[MATERIAL PROVIDED start]

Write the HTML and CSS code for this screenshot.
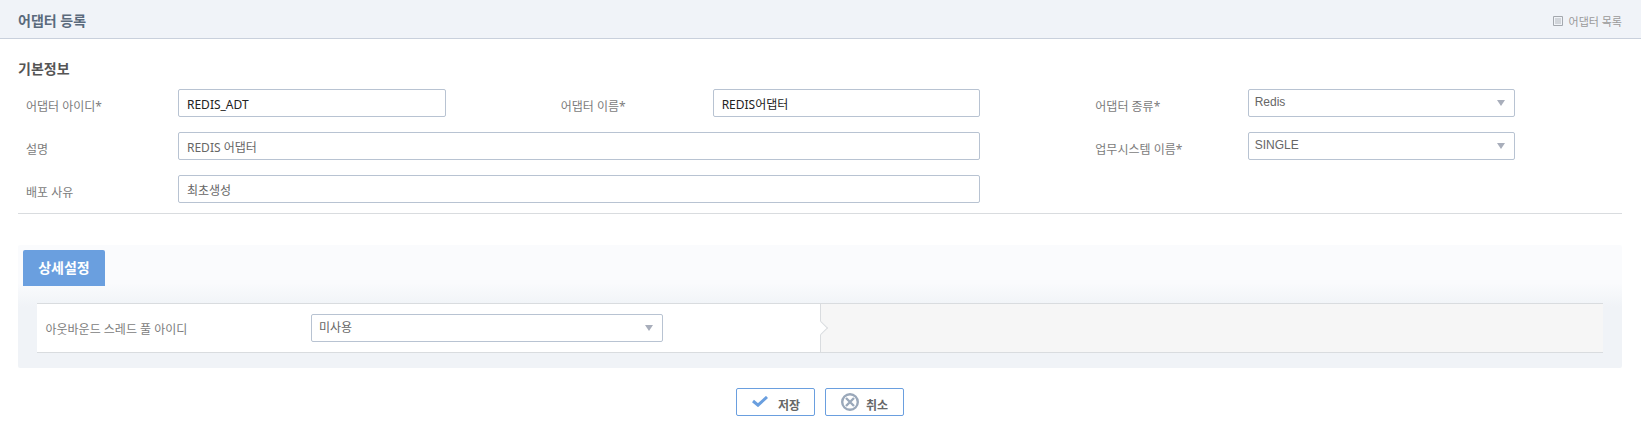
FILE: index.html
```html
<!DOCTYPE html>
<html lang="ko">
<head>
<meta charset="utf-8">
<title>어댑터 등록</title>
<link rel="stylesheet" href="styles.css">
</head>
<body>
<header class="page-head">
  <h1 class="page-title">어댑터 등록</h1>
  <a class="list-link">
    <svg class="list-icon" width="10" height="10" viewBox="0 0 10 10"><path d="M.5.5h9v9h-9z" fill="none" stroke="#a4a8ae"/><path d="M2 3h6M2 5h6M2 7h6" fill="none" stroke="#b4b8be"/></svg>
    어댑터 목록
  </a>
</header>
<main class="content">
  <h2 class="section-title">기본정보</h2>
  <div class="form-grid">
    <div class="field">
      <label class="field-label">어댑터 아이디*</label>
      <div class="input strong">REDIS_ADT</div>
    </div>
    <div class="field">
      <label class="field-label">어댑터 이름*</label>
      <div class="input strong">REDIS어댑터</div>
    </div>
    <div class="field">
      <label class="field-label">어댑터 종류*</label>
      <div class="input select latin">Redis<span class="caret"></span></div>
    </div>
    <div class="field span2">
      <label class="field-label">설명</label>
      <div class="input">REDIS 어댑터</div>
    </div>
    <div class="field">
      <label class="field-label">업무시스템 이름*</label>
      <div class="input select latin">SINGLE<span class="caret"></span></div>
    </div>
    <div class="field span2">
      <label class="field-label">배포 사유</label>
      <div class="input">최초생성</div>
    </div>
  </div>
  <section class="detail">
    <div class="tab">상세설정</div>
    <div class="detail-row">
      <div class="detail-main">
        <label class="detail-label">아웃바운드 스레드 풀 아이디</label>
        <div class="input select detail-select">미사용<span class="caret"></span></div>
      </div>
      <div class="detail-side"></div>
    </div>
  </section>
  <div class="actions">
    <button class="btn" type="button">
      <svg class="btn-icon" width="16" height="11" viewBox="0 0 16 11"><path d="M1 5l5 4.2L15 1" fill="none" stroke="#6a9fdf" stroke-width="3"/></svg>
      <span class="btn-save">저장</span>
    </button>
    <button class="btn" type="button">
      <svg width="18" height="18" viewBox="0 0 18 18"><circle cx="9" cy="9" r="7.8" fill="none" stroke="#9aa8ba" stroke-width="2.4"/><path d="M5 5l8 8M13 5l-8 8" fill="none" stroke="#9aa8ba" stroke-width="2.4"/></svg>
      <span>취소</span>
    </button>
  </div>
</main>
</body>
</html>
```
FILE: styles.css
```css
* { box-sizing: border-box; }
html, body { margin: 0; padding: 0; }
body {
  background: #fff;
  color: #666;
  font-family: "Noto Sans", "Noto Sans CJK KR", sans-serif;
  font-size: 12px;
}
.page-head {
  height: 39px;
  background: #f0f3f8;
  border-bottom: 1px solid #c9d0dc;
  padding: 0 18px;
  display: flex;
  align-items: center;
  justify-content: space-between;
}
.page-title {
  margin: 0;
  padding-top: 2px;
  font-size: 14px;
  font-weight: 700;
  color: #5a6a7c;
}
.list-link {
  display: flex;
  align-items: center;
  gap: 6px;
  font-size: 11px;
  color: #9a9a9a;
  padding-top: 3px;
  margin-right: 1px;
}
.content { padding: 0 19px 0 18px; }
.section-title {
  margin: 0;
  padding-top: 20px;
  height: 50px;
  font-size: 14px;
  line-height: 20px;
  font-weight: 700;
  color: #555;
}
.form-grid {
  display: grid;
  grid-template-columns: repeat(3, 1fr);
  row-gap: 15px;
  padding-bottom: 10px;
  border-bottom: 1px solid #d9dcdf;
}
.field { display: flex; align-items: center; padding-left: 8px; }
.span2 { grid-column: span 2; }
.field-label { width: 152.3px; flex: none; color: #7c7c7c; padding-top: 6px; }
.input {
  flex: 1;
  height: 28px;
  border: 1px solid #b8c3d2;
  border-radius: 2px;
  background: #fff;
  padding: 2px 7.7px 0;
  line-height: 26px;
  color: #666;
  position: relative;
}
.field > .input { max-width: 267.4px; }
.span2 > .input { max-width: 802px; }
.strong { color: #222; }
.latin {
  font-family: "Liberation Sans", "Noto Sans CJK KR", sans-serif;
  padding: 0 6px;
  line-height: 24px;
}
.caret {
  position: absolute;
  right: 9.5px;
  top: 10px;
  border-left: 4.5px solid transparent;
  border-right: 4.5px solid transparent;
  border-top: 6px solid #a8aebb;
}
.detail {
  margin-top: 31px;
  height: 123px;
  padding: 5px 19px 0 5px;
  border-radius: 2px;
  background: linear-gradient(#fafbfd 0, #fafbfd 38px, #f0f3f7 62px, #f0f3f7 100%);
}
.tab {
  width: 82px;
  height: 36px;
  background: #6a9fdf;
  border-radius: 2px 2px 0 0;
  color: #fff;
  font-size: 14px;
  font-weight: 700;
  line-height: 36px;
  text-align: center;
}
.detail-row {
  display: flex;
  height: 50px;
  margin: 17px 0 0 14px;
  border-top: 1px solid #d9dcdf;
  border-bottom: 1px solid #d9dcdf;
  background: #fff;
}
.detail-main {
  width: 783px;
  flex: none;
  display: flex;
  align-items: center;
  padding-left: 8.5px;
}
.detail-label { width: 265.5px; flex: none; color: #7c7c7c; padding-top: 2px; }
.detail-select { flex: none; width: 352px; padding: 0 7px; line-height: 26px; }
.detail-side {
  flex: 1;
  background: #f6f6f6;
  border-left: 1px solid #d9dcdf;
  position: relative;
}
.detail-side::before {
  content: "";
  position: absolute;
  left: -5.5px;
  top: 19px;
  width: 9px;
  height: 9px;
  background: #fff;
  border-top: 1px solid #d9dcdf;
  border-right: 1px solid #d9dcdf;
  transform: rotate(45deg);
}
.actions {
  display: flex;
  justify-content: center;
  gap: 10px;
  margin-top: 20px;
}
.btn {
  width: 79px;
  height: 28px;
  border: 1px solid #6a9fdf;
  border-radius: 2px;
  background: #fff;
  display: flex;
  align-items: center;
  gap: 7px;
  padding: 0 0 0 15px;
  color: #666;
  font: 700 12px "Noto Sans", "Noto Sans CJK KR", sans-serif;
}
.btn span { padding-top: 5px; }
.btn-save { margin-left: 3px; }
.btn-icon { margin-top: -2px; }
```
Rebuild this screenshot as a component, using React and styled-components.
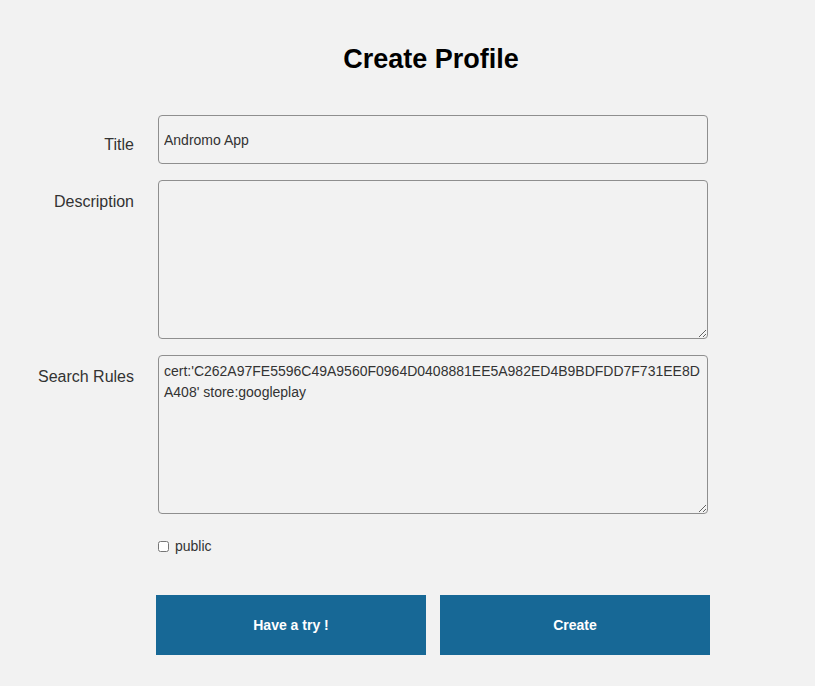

[MATERIAL PROVIDED end]

INSTRUCTIONS TO FOLLOW => Quote every record above exactly, leaving out the pictures.

OUTPUT =>
Write the HTML and CSS code for this screenshot.
FILE: index.html
```html
<!DOCTYPE html>
<html lang="ko">
<head>
<meta charset="utf-8">
<title>어댑터 등록</title>
<link rel="stylesheet" href="styles.css">
</head>
<body>
<header class="page-head">
  <h1 class="page-title">어댑터 등록</h1>
  <a class="list-link">
    <svg class="list-icon" width="10" height="10" viewBox="0 0 10 10"><path d="M.5.5h9v9h-9z" fill="none" stroke="#a4a8ae"/><path d="M2 3h6M2 5h6M2 7h6" fill="none" stroke="#b4b8be"/></svg>
    어댑터 목록
  </a>
</header>
<main class="content">
  <h2 class="section-title">기본정보</h2>
  <div class="form-grid">
    <div class="field">
      <label class="field-label">어댑터 아이디*</label>
      <div class="input strong">REDIS_ADT</div>
    </div>
    <div class="field">
      <label class="field-label">어댑터 이름*</label>
      <div class="input strong">REDIS어댑터</div>
    </div>
    <div class="field">
      <label class="field-label">어댑터 종류*</label>
      <div class="input select latin">Redis<span class="caret"></span></div>
    </div>
    <div class="field span2">
      <label class="field-label">설명</label>
      <div class="input">REDIS 어댑터</div>
    </div>
    <div class="field">
      <label class="field-label">업무시스템 이름*</label>
      <div class="input select latin">SINGLE<span class="caret"></span></div>
    </div>
    <div class="field span2">
      <label class="field-label">배포 사유</label>
      <div class="input">최초생성</div>
    </div>
  </div>
  <section class="detail">
    <div class="tab">상세설정</div>
    <div class="detail-row">
      <div class="detail-main">
        <label class="detail-label">아웃바운드 스레드 풀 아이디</label>
        <div class="input select detail-select">미사용<span class="caret"></span></div>
      </div>
      <div class="detail-side"></div>
    </div>
  </section>
  <div class="actions">
    <button class="btn" type="button">
      <svg class="btn-icon" width="16" height="11" viewBox="0 0 16 11"><path d="M1 5l5 4.2L15 1" fill="none" stroke="#6a9fdf" stroke-width="3"/></svg>
      <span class="btn-save">저장</span>
    </button>
    <button class="btn" type="button">
      <svg width="18" height="18" viewBox="0 0 18 18"><circle cx="9" cy="9" r="7.8" fill="none" stroke="#9aa8ba" stroke-width="2.4"/><path d="M5 5l8 8M13 5l-8 8" fill="none" stroke="#9aa8ba" stroke-width="2.4"/></svg>
      <span>취소</span>
    </button>
  </div>
</main>
</body>
</html>
```
FILE: styles.css
```css
* { box-sizing: border-box; }
html, body { margin: 0; padding: 0; }
body {
  background: #fff;
  color: #666;
  font-family: "Noto Sans", "Noto Sans CJK KR", sans-serif;
  font-size: 12px;
}
.page-head {
  height: 39px;
  background: #f0f3f8;
  border-bottom: 1px solid #c9d0dc;
  padding: 0 18px;
  display: flex;
  align-items: center;
  justify-content: space-between;
}
.page-title {
  margin: 0;
  padding-top: 2px;
  font-size: 14px;
  font-weight: 700;
  color: #5a6a7c;
}
.list-link {
  display: flex;
  align-items: center;
  gap: 6px;
  font-size: 11px;
  color: #9a9a9a;
  padding-top: 3px;
  margin-right: 1px;
}
.content { padding: 0 19px 0 18px; }
.section-title {
  margin: 0;
  padding-top: 20px;
  height: 50px;
  font-size: 14px;
  line-height: 20px;
  font-weight: 700;
  color: #555;
}
.form-grid {
  display: grid;
  grid-template-columns: repeat(3, 1fr);
  row-gap: 15px;
  padding-bottom: 10px;
  border-bottom: 1px solid #d9dcdf;
}
.field { display: flex; align-items: center; padding-left: 8px; }
.span2 { grid-column: span 2; }
.field-label { width: 152.3px; flex: none; color: #7c7c7c; padding-top: 6px; }
.input {
  flex: 1;
  height: 28px;
  border: 1px solid #b8c3d2;
  border-radius: 2px;
  background: #fff;
  padding: 2px 7.7px 0;
  line-height: 26px;
  color: #666;
  position: relative;
}
.field > .input { max-width: 267.4px; }
.span2 > .input { max-width: 802px; }
.strong { color: #222; }
.latin {
  font-family: "Liberation Sans", "Noto Sans CJK KR", sans-serif;
  padding: 0 6px;
  line-height: 24px;
}
.caret {
  position: absolute;
  right: 9.5px;
  top: 10px;
  border-left: 4.5px solid transparent;
  border-right: 4.5px solid transparent;
  border-top: 6px solid #a8aebb;
}
.detail {
  margin-top: 31px;
  height: 123px;
  padding: 5px 19px 0 5px;
  border-radius: 2px;
  background: linear-gradient(#fafbfd 0, #fafbfd 38px, #f0f3f7 62px, #f0f3f7 100%);
}
.tab {
  width: 82px;
  height: 36px;
  background: #6a9fdf;
  border-radius: 2px 2px 0 0;
  color: #fff;
  font-size: 14px;
  font-weight: 700;
  line-height: 36px;
  text-align: center;
}
.detail-row {
  display: flex;
  height: 50px;
  margin: 17px 0 0 14px;
  border-top: 1px solid #d9dcdf;
  border-bottom: 1px solid #d9dcdf;
  background: #fff;
}
.detail-main {
  width: 783px;
  flex: none;
  display: flex;
  align-items: center;
  padding-left: 8.5px;
}
.detail-label { width: 265.5px; flex: none; color: #7c7c7c; padding-top: 2px; }
.detail-select { flex: none; width: 352px; padding: 0 7px; line-height: 26px; }
.detail-side {
  flex: 1;
  background: #f6f6f6;
  border-left: 1px solid #d9dcdf;
  position: relative;
}
.detail-side::before {
  content: "";
  position: absolute;
  left: -5.5px;
  top: 19px;
  width: 9px;
  height: 9px;
  background: #fff;
  border-top: 1px solid #d9dcdf;
  border-right: 1px solid #d9dcdf;
  transform: rotate(45deg);
}
.actions {
  display: flex;
  justify-content: center;
  gap: 10px;
  margin-top: 20px;
}
.btn {
  width: 79px;
  height: 28px;
  border: 1px solid #6a9fdf;
  border-radius: 2px;
  background: #fff;
  display: flex;
  align-items: center;
  gap: 7px;
  padding: 0 0 0 15px;
  color: #666;
  font: 700 12px "Noto Sans", "Noto Sans CJK KR", sans-serif;
}
.btn span { padding-top: 5px; }
.btn-save { margin-left: 3px; }
.btn-icon { margin-top: -2px; }
```
Rebuild this screenshot as a component, using React and styled-components.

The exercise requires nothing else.